-- START Raw records --
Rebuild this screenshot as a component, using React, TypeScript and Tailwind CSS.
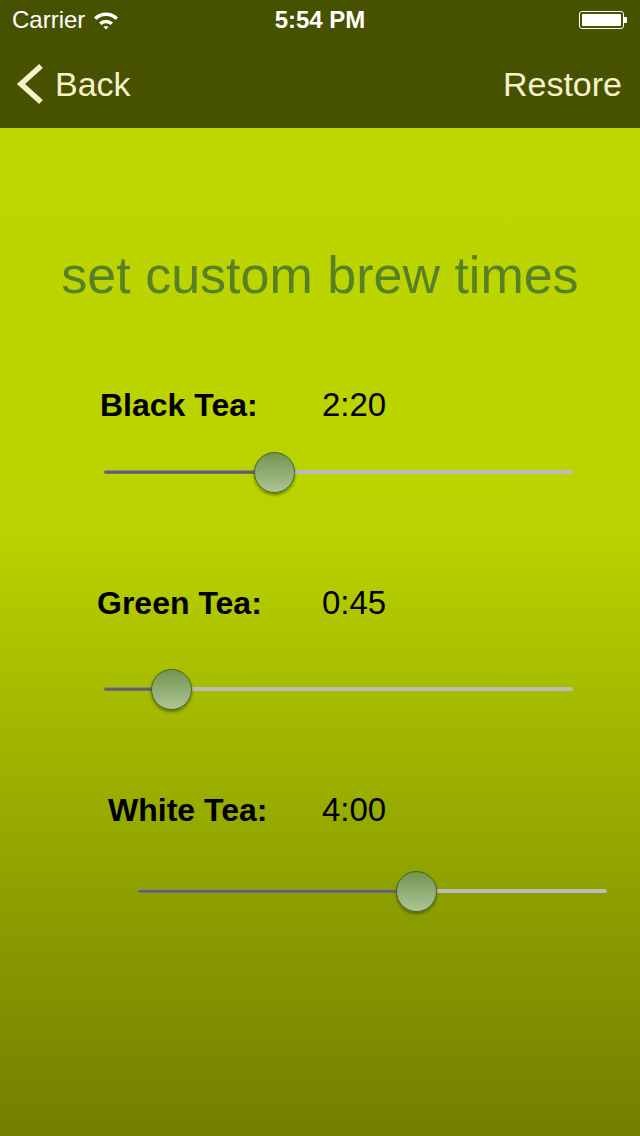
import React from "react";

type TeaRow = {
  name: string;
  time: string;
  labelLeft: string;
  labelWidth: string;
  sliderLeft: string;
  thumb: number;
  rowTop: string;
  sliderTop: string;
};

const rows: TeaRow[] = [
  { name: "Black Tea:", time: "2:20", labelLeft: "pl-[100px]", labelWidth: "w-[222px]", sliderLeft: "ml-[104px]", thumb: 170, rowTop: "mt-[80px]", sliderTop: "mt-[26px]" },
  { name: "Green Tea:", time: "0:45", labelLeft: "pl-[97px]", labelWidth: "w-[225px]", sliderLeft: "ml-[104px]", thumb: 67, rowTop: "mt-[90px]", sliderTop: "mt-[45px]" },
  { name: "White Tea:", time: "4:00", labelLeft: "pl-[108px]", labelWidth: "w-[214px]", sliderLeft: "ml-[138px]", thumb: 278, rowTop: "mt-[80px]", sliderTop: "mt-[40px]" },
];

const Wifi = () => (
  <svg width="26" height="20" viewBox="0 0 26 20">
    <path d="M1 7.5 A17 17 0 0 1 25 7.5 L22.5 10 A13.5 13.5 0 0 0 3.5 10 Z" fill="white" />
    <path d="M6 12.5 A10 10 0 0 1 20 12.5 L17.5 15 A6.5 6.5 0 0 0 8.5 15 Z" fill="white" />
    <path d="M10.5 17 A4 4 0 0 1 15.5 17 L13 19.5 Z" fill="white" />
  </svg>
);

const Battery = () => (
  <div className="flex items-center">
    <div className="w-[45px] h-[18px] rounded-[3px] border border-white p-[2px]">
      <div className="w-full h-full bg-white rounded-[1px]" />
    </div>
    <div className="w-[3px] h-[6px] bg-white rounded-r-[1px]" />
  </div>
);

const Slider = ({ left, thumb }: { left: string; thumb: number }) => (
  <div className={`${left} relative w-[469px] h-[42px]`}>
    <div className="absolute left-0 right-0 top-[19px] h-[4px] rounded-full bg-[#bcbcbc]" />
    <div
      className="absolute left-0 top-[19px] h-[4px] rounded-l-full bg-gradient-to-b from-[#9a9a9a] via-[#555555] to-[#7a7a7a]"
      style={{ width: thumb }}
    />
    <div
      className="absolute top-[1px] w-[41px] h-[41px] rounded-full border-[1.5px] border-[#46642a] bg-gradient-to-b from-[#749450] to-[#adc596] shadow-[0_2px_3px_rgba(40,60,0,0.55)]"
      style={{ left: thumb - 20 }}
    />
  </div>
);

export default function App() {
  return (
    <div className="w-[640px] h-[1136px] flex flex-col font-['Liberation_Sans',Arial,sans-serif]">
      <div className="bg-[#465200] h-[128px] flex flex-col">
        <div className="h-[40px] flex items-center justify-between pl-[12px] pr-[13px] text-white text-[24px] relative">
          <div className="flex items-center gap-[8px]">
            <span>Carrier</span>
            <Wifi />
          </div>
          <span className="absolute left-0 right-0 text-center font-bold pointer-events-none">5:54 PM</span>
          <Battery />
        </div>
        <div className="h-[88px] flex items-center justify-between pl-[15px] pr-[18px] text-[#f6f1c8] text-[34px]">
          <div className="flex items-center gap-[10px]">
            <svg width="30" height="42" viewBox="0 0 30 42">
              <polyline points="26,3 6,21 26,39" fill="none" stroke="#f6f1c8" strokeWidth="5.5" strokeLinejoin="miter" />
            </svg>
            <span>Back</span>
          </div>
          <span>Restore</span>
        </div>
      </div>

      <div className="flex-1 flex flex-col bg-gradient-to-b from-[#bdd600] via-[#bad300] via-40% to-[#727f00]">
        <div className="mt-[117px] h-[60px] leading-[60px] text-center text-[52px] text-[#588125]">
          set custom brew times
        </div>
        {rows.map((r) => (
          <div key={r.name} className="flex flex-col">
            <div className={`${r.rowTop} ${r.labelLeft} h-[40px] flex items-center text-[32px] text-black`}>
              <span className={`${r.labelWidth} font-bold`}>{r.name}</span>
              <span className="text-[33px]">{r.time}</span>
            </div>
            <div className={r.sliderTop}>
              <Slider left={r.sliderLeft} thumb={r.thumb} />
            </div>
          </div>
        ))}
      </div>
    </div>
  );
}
-- END Raw records --
-- START Raw records --
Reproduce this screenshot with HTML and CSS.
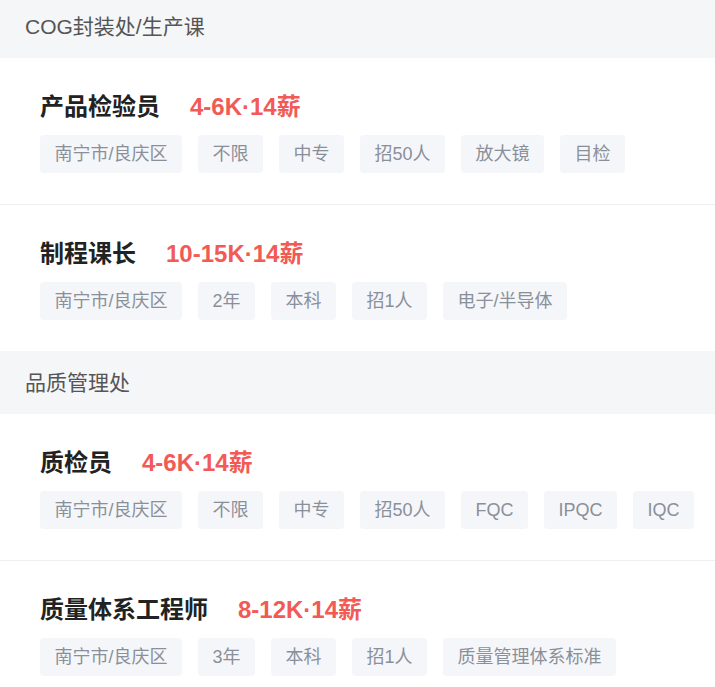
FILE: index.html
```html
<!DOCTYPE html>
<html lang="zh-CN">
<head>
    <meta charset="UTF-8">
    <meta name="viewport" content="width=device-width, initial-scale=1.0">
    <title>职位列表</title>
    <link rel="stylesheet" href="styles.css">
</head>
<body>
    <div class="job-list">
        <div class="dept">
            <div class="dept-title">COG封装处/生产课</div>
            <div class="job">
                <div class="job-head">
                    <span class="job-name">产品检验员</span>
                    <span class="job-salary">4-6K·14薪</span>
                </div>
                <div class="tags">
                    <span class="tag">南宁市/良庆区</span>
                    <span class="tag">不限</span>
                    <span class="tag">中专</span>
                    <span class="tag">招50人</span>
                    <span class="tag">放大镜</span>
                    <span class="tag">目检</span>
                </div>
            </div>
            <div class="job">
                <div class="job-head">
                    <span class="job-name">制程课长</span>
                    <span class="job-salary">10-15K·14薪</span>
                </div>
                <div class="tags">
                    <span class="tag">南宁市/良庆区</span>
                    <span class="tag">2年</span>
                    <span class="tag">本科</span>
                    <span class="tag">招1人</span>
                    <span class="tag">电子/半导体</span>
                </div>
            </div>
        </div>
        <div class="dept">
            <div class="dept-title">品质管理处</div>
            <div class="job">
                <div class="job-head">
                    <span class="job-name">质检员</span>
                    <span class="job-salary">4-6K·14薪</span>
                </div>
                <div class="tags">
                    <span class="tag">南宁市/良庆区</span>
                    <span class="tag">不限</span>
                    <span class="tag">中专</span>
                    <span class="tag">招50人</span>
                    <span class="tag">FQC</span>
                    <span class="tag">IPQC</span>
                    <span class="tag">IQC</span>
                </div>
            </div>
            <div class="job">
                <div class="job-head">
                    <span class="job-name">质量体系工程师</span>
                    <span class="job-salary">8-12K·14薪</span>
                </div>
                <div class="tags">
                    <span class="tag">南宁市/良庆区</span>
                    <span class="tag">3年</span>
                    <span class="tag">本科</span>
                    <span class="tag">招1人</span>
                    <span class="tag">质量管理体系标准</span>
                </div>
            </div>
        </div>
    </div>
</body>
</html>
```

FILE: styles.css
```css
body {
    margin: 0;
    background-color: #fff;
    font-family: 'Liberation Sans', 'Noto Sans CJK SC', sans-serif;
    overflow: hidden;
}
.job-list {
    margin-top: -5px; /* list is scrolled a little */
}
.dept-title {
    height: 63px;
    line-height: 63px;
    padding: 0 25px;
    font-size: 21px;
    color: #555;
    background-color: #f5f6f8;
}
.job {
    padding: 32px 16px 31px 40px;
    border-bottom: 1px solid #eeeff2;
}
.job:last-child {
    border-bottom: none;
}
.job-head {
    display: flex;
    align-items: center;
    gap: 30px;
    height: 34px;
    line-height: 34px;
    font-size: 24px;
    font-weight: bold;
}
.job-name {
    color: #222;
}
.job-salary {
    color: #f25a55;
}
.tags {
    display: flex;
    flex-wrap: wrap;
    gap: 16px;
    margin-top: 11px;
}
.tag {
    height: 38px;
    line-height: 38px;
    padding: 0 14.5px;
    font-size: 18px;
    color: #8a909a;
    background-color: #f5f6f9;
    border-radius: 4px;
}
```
-- END Raw records --
List every line above that holds the word "screenshot".

Full response:
Rebuild this screenshot as a component, using React, TypeScript and Tailwind CSS.
Reproduce this screenshot with HTML and CSS.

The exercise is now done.